- Prompt: Leave out any pictures and transcribe all other data below exactly.

- Data section:
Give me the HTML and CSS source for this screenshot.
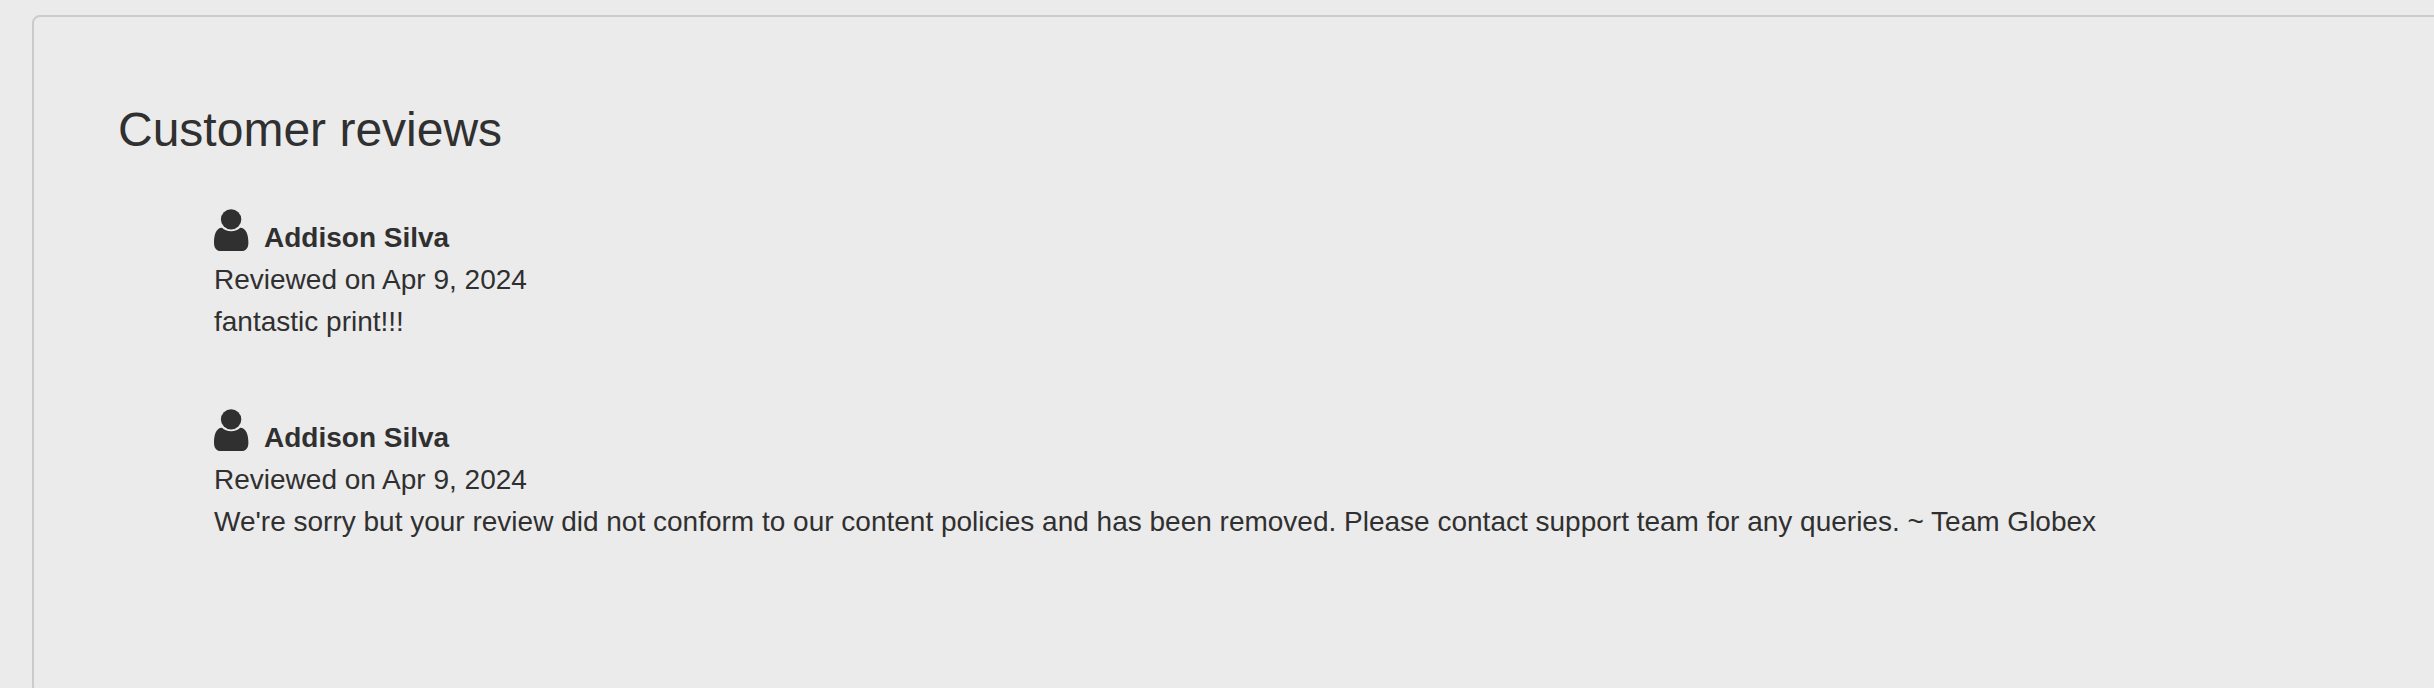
FILE: index.html
```html
<!DOCTYPE html>
<html lang="en">
<head>
<meta charset="utf-8">
<title>Customer reviews</title>
<link rel="stylesheet" href="styles.css">
</head>
<body>
<svg class="defs" aria-hidden="true">
  <symbol id="user" viewBox="0 0 35 43">
    <circle cx="17.1" cy="10.4" r="10.2"/>
    <path d="M8 18.700C10.200 20.900 13.200 22.200 17.100 22.200s6.900-1.300 9.100-3.500c5.900.2 8.200 6.700 8.200 15 0 5.200-2.400 8.300-6.600 8.300H6.600C2.400 42 0 38.900 0 33.700c0-8.300 2.200-14.800 8-15z"/>
  </symbol>
</svg>
<section class="panel">
  <h1 class="title">Customer reviews</h1>
  <div class="reviews">
    <article class="review">
      <div class="author"><svg class="icon"><use href="#user"/></svg><strong class="name">Addison Silva</strong></div>
      <p class="line">Reviewed on Apr 9, 2024</p>
      <p class="line">fantastic print!!!</p>
    </article>
    <article class="review">
      <div class="author"><svg class="icon"><use href="#user"/></svg><strong class="name">Addison Silva</strong></div>
      <p class="line">Reviewed on Apr 9, 2024</p>
      <p class="line">We're sorry but your review did not conform to our content policies and has been removed. Please contact support team for any queries. ~ Team Globex</p>
    </article>
  </div>
</section>
</body>
</html>
```
FILE: styles.css
```css
* { box-sizing: border-box; }
html { background: #ebebeb; overflow: hidden; }
body {
  margin: 0;
  height: 688px;
  overflow: hidden;
  padding: 15px 0 0 32px;
  color: #303030;
  font: 28px/42px "Liberation Sans", Arial, sans-serif;
}
.defs { display: none; }
.panel {
  width: 2460px;
  height: 679px;
  padding: 81px 84px;
  border: 2px solid #cbcbcb;
  border-radius: 8px;
}
.title { margin: 0; font-size: 48px; line-height: 64px; font-weight: 400; }
.reviews {
  display: flex;
  flex-direction: column;
  gap: 66px;
  padding: 47px 0 0 96px;
}
.review { height: 134px; }
.author { display: flex; align-items: flex-start; height: 50px; }
.icon { width: 35px; height: 43px; fill: #303030; }
.name { margin: 8px 0 0 15px; }
.line { margin: 0; white-space: nowrap; }
```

- Solution:
Give me the HTML and CSS source for this screenshot.
FILE: index.html
```html
<!DOCTYPE html>
<html lang="en">
<head>
<meta charset="utf-8">
<title>Customer reviews</title>
<link rel="stylesheet" href="styles.css">
</head>
<body>
<svg class="defs" aria-hidden="true">
  <symbol id="user" viewBox="0 0 35 43">
    <circle cx="17.1" cy="10.4" r="10.2"/>
    <path d="M8 18.700C10.200 20.900 13.200 22.200 17.100 22.200s6.900-1.300 9.100-3.500c5.900.2 8.200 6.700 8.200 15 0 5.200-2.400 8.300-6.600 8.300H6.600C2.400 42 0 38.900 0 33.700c0-8.300 2.200-14.800 8-15z"/>
  </symbol>
</svg>
<section class="panel">
  <h1 class="title">Customer reviews</h1>
  <div class="reviews">
    <article class="review">
      <div class="author"><svg class="icon"><use href="#user"/></svg><strong class="name">Addison Silva</strong></div>
      <p class="line">Reviewed on Apr 9, 2024</p>
      <p class="line">fantastic print!!!</p>
    </article>
    <article class="review">
      <div class="author"><svg class="icon"><use href="#user"/></svg><strong class="name">Addison Silva</strong></div>
      <p class="line">Reviewed on Apr 9, 2024</p>
      <p class="line">We're sorry but your review did not conform to our content policies and has been removed. Please contact support team for any queries. ~ Team Globex</p>
    </article>
  </div>
</section>
</body>
</html>
```
FILE: styles.css
```css
* { box-sizing: border-box; }
html { background: #ebebeb; overflow: hidden; }
body {
  margin: 0;
  height: 688px;
  overflow: hidden;
  padding: 15px 0 0 32px;
  color: #303030;
  font: 28px/42px "Liberation Sans", Arial, sans-serif;
}
.defs { display: none; }
.panel {
  width: 2460px;
  height: 679px;
  padding: 81px 84px;
  border: 2px solid #cbcbcb;
  border-radius: 8px;
}
.title { margin: 0; font-size: 48px; line-height: 64px; font-weight: 400; }
.reviews {
  display: flex;
  flex-direction: column;
  gap: 66px;
  padding: 47px 0 0 96px;
}
.review { height: 134px; }
.author { display: flex; align-items: flex-start; height: 50px; }
.icon { width: 35px; height: 43px; fill: #303030; }
.name { margin: 8px 0 0 15px; }
.line { margin: 0; white-space: nowrap; }
```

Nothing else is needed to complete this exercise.